Our final destination on the Malaysian whirlwind tour was the beachside resort town of Teluk Nippah, on the small island of Puala Pangkor. Teluk Nippah is on the west side of the island, facing out into the Indian Ocean. The beach is along a protected bay, so the surf is pretty tame, and it's just a nice place to relax for a couple days.
Our hotel was a cute little place called the "Hornbill Inn." This is a view of the front of the hotel. In the foreground you can see one of the hundreds of loud and unpleasant motorbikes that idiots rip across the island at all hours of the night and day on.
Here is Peter sitting in our room. It was a really charming room with, fortunately, a private bathroom. It also had a TV that only got HBO. Very odd.
There are two types of rooms at the Hornbill, hill-facing and beach-facing. Ours was hill-facing. The center of Pangkor island is a large (and strangely noisey) untamed jungle. Hornbills (the hotel's namesake) flock out of the jungle in abundance and roost all over the town. Monkeys also come out of the jungle. More about that later.
This is the beach-facing direction. One of the many food stalls is also visible in this picture, along with the people who attend it. Often they seemed more content to sit in chairs near the stalls than to actually attempt to sell anything. I think they knew all the taxi drivers, because the taxi drivers often stopped at the food stalls and sat around chatting with the vendors.
This is the beach of Teluk Nippah. The sea was green and pleasantly warm.
Behind Peter's head in this picture is a small jungle island. We rented a kayak and rowed out to the island and spent a little time on a small beach there. We were able to see some pretty neat sea life right off the beach--coral, crabs, and the like. Into the island was another wild jungle. Jungles are surprisingly loud... it sounds like life and death struggle is taking place constantly.
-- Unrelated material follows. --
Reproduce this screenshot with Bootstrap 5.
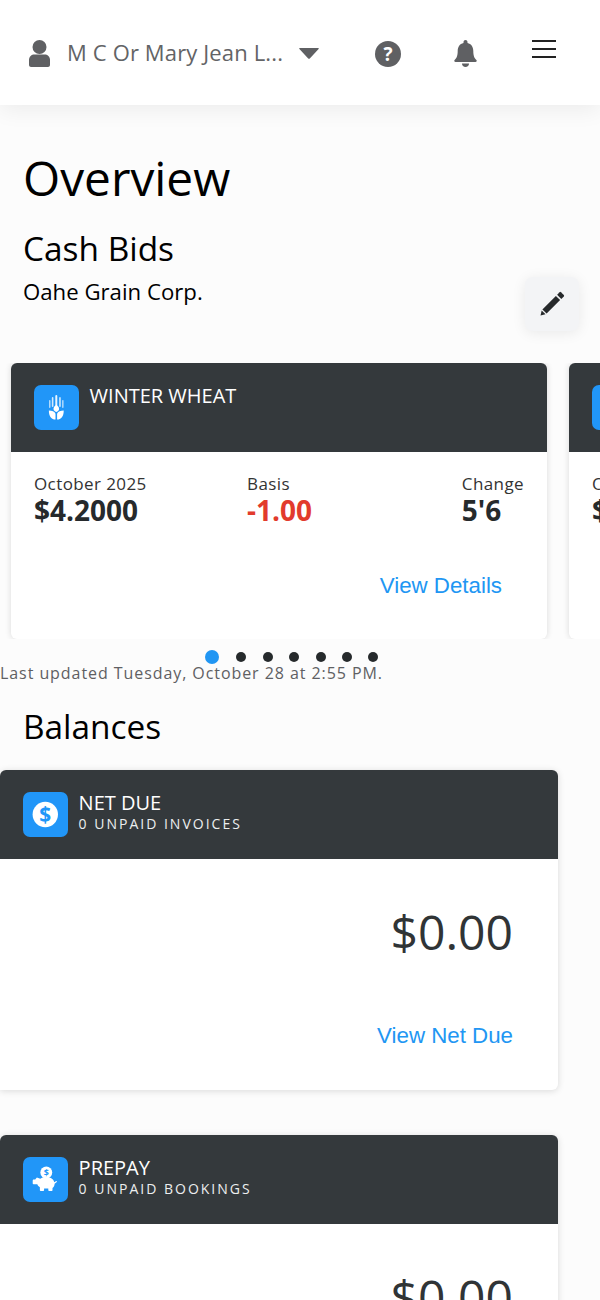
<!DOCTYPE html>
<html lang="en">
<head>
<meta charset="utf-8">
<title>Overview</title>
<link href="https://cdn.jsdelivr.net/npm/bootstrap@5.3.0/dist/css/bootstrap.min.css" rel="stylesheet">
<style>
html,body{height:1300px;overflow:hidden}
body{background:#fcfcfc;font-family:"Open Sans",sans-serif;color:#000}
.topbar{height:105px;background:#fff;box-shadow:0 4px 22px rgba(0,0,0,.07);padding:0 43px 0 29px}
.usericon{width:21px;height:27px;fill:#5f6063;margin-top:2px}
.username{font-size:22px;color:#636466;margin-left:17px;line-height:1;width:228px;white-space:nowrap;margin-top:-1px;letter-spacing:.14px}
.caret-shape{width:20px;height:12px;fill:#5f6063;margin-left:4px;margin-top:1px}
.helpicon{width:26px;height:26px;margin-left:56px;margin-top:2px}
.bellicon{width:23px;height:27px;fill:#5f6063;margin-left:53px;margin-top:2px}
.burger{width:24px;margin-left:55px;margin-top:-8px}
.burger i{display:block;height:2px;background:#222;margin-bottom:6px}
.burger i:last-child{margin-bottom:0}
.pagehead{padding:46px 23px 0;position:relative;height:258px}
.pagetitle{font-size:47.8px;line-height:54px;margin:0 0 21px;font-weight:400}
.subtitle{font-size:33.4px;line-height:44px;margin:0;font-weight:400}
.elevator{font-size:22.2px;line-height:30px;margin-top:7px}
.editbtn{position:absolute;right:21px;top:172px;width:54px;height:54px;background:#f3f4f6;border-radius:8px;box-shadow:0 2px 14px rgba(0,0,0,.08);border:0;padding:0}
.editbtn svg{width:28px;height:28px;fill:#26292b}
.bidrail{padding-left:11px;gap:22px;overflow:hidden;height:276px}
.bidcard{flex:0 0 536px;height:276px;background:#fff;border-radius:6px;box-shadow:0 0 6px rgba(0,0,0,.14);overflow:hidden}
.darkhead{height:89px;background:#34393c;color:#fff}
.bidcard .darkhead{padding:22px 23px}
.tile{width:44.6px;height:45px;background:#2196f8;border-radius:7px;flex:none}
.tile svg{width:44.6px;height:45px}
.bidname{font-size:20px;line-height:24px;margin-left:11px;margin-top:-1px}
.bidbody{padding:22px 23px 0 23px}
.firstcol{width:213px}
.cellabel{font-size:17px;line-height:20px;color:#333;letter-spacing:.4px}
.cellval{font-size:28px;font-weight:700;line-height:33px;color:#262a2c}
.cellval.neg{color:#e23b2c}
.detail-link{font-family:"Liberation Sans",sans-serif;font-size:22.3px;line-height:26px;color:#2196f3;text-decoration:none}
.bidlink{margin-top:46px;padding-right:22px;text-align:right}
.dotsrow{gap:16.4px;margin-top:11px;padding-left:205px;height:14px}
.dotsrow span{width:10px;height:10px;border-radius:50%;background:#262a2c;display:block}
.dotsrow span.on{width:14px;height:14px;background:#2196f3;margin-right:1px}
.updated{font-size:16px;line-height:20px;color:#5f6063;letter-spacing:.93px;margin:-1px 0 0}
.section-h{font-size:33.4px;line-height:44px;margin:21px 0 22px 23px;font-weight:400}
.balcard{width:558px;background:#fff;border-radius:0 6px 6px 0;border-top-left-radius:6px;box-shadow:0 1px 7px rgba(0,0,0,.14);overflow:hidden;margin-bottom:45px;height:320px}
.balcard .darkhead{padding:22px 23px}
.balname{font-size:20px;line-height:24px;margin-top:-1px}
.balsub{font-size:14px;line-height:17px;letter-spacing:2px;color:#eceeef}
.titlewrap{margin-left:11px}
.amount{font-size:48px;line-height:60px;color:#303436;text-align:right;padding:43px 45px 0 0}
.ballink{text-align:right;padding:61px 45px 0 0}
</style>
</head>
<body>
<header class="topbar d-flex align-items-center">
  <svg class="usericon" viewBox="0 0 21 27"><circle cx="10.500" cy="7" r="7"/><path d="M0 25v-5c0-3.500 2.500-5.500 5.500-5.500h10c3 0 5.500 2 5.500 5.500v5c0 1-1 2-2 2H2c-1 0-2-1-2-2z"/></svg>
  <div class="username">M C Or Mary Jean L...</div>
  <svg class="caret-shape" viewBox="0 0 20 12"><path d="M1 1c-.6 0-1 .6-.6 1.100l8.800 9.300c.4.400 1.200.400 1.600 0l8.800-9.300c.4-.5 0-1.100-.6-1.100z"/></svg>
  <svg class="helpicon" viewBox="0 0 26 26"><circle cx="13" cy="13" r="13" fill="#5f6063"/><text x="13" y="20" text-anchor="middle" font-family="Open Sans" font-weight="700" font-size="19" fill="#fff">?</text></svg>
  <svg class="bellicon" viewBox="0 0 23 27"><path d="M11.500 0c1.100 0 2 .9 2 2v1c3.800.9 5.800 4 5.800 8 0 5 1.200 7.200 3.100 9 .7.700.3 2-.8 2H1.400c-1.100 0-1.500-1.300-.8-2 1.900-1.800 3.100-4 3.100-9 0-4 2-7.100 5.800-8V2c0-1.100.9-2 2-2z"/><path d="M8 23.500h7c0 2-1.500 3.500-3.500 3.500S8 25.500 8 23.500z"/></svg>
  <div class="burger"><i></i><i></i><i></i></div>
</header>

<section class="pagehead">
  <h1 class="pagetitle">Overview</h1>
  <h2 class="subtitle">Cash Bids</h2>
  <div class="elevator">Oahe Grain Corp.</div>
  <button class="editbtn d-flex align-items-center justify-content-center" type="button" aria-label="Edit">
    <svg viewBox="0 0 28 28"><path d="M8.600 23.600 4.400 19.400 17.900 5.900 22.100 10.100z"/><path d="M2.500 25.500 3.700 20.500 7.500 24.300z"/><path d="M23.300 8.900 19.100 4.700 21.600 2.200a1 1 0 0 1 1.400 0l2.800 2.800a1 1 0 0 1 0 1.400z"/></svg>
  </button>
</section>

<div class="bidrail d-flex">
  <article class="bidcard">
    <div class="darkhead d-flex align-items-start">
      <div class="tile">
        <svg viewBox="0 0 45 45" fill="#fff">
          <rect x="21.500" y="10" width="2" height="11" rx="1" opacity=".9"/><rect x="18" y="12" width="1.600" height="10" rx=".8" opacity=".8"/><rect x="25.400" y="12" width="1.600" height="10" rx=".8" opacity=".8"/><rect x="15.200" y="15" width="1.400" height="8" rx=".7" opacity=".7"/><rect x="28.400" y="15" width="1.400" height="8" rx=".7" opacity=".7"/>
          <path d="M22.500 19.500c2 1.600 2.800 3 2.800 4.500s-1.200 2.500-2.800 3c-1.600-.5-2.800-1.500-2.800-3s.8-2.900 2.800-4.500z"/>
          <path d="M15 25.500c3 0 6 1 6.700 3.200v6c-4-.2-6.700-3-6.700-9.200zM30 25.500c-3 0-6 1-6.700 3.200v6c4-.2 6.700-3 6.700-9.200z"/>
        </svg>
      </div>
      <div class="bidname">WINTER WHEAT</div>
    </div>
    <div class="bidbody">
      <div class="d-flex">
        <div class="firstcol"><div class="cellabel">October 2025</div><div class="cellval">$4.2000</div></div>
        <div><div class="cellabel">Basis</div><div class="cellval neg">-1.00</div></div>
        <div class="ms-auto"><div class="cellabel">Change</div><div class="cellval">5'6</div></div>
      </div>
      <div class="bidlink"><a class="detail-link" href="#">View Details</a></div>
    </div>
  </article>
  <article class="bidcard">
    <div class="darkhead d-flex align-items-start"><div class="tile"></div></div>
    <div class="bidbody"><div class="cellabel">October 2025</div><div class="cellval">$4.2000</div></div>
  </article>
</div>

<div class="dotsrow d-flex align-items-center"><span class="on"></span><span></span><span></span><span></span><span></span><span></span><span></span></div>
<p class="updated">Last updated Tuesday, October 28 at 2:55 PM.</p>

<h2 class="section-h">Balances</h2>

<article class="balcard">
  <div class="darkhead d-flex align-items-start">
    <div class="tile">
      <svg viewBox="0 0 45 45"><circle cx="22.500" cy="22.500" r="12.800" fill="#fff"/><text x="22.500" y="30" text-anchor="middle" font-family="Open Sans" font-weight="700" font-size="21" fill="#2196f8">$</text></svg>
    </div>
    <div class="titlewrap"><div class="balname">NET DUE</div><div class="balsub">0 UNPAID INVOICES</div></div>
  </div>
  <div class="amount">$0.00</div>
  <div class="ballink"><a class="detail-link" href="#">View Net Due</a></div>
</article>

<article class="balcard">
  <div class="darkhead d-flex align-items-start">
    <div class="tile">
      <svg viewBox="0 0 45 45" fill="#fff">
        <circle cx="23.500" cy="15.500" r="6"/>
        <text x="23.500" y="18.700" text-anchor="middle" font-family="Open Sans" font-weight="700" font-size="9" fill="#2196f8">$</text>
        <path transform="translate(3 3.500) scale(.85)" d="M13 20l4 1.500c2-1.500 4.500-2 7-2 4.500 0 8.500 2 9.500 6l2.500-1.500 1 1-3 2.500c0 2-1 4-2.500 5v2.500c0 .6-.4 1-1 1h-3c-.6 0-1-.4-1-1V33h-5v2c0 .6-.4 1-1 1h-3c-.6 0-1-.4-1-1v-3.500c-1.500-1-2.500-2-3-3.500H9c-.6 0-1-.4-1-1v-3.500c0-.6.4-1 1-1h2c.5-1 1.200-1.800 2-2.500z"/>
      </svg>
    </div>
    <div class="titlewrap"><div class="balname">PREPAY</div><div class="balsub">0 UNPAID BOOKINGS</div></div>
  </div>
  <div class="amount">$0.00</div>
</article>
<script src="https://cdn.jsdelivr.net/npm/bootstrap@5.3.0/dist/js/bootstrap.bundle.min.js"></script>
</body>
</html>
Unfortunately, this was still a third world country in places, as we were reminded by this unpleasant river-o-garbage near the beach. There were plenty of trash cans available, but some people apparently don't like to throw trash in them.
While we were walking along the road we came upon this fellow--a millipede that was at least eight inches long. Maybe he was the one making all that noise in the jungle.
Our moment of humor at Teluk Nippah came when we went to the mini-mart to buy some snacks, and picked up a can of the delightfully-named Sarsi cola. Sarsi cola--there's an epidemic in every can.
Our final story from Teluk Nippah occurred on the last day of our trip. In the morning, we visited the beach for one final swim in the sea before we had to take the ferry back to Lumut. We spent maybe an hour playing around on the beach and in the sea when we saw a family of monkeys start dropping from the trees onto the beach behind us. We watched the monkeys for a while as they started sifting through small piles of garbage further up the beach. The monkeys actually unscrewed bottles, drank the contents, then screwed the caps back on and tossed them aside. After maybe ten minutes or so, they started to drift back into the jungle.
Soon after, an Australian family starts walking up the beach towards our position. We start walking back towards them, greet them, and tell them there's a family of monkeys further up the beach. While we are in these relative positions, something happens...
The largest monkey (not very large, but clearly a male) starts charging up the beach, apparently straight towards the little boy who is standing near his mother. We're confused for a while, but he keeps coming at us. Peter steps towards the boy to block the monkey's path towards him, and monkey veers to the right and starts heading directly towards the mother. Everyone is a bit paralyzed in place and really confused why the monkey is coming this close to a group of humans. Up the beach a bit, the monkeys are starting to come back down towards the beach. This time there are around 10-15 of them. The male monkey runs up to the mother and tears the shopping bag out of her hand, then bolts for the water. Peter runs after the monkey, and he drops the bag, spilling out its contents into the water. The monkey grabs a loaf of bread from the contents and then heads back up the beach towards the group of monkeys. Peter runs at the monkey, to take back the loaf of bread apparently (he really wasn't thinking about it), and yells at the monkey. In response, the monkey growls and hisses at Peter. By this time, the monkeys are outnumbering the humans, and looking a bit mean, so we gather up the Australians' things from the water and retreat back down the beach.
For the record, Peter no longer wants to own a monkey.
That was our journey to Teluk Nippah! We took the ferry back to Lumut, then took a bus back to Kuala Lumpur. We stayed one more night at a hotel near the airport, which had a fabulous dinner buffet (lamb chops with mint sauce being one of the signature dishes) for around $8 a piece, and then caught our plane to Hong Kong the next morning.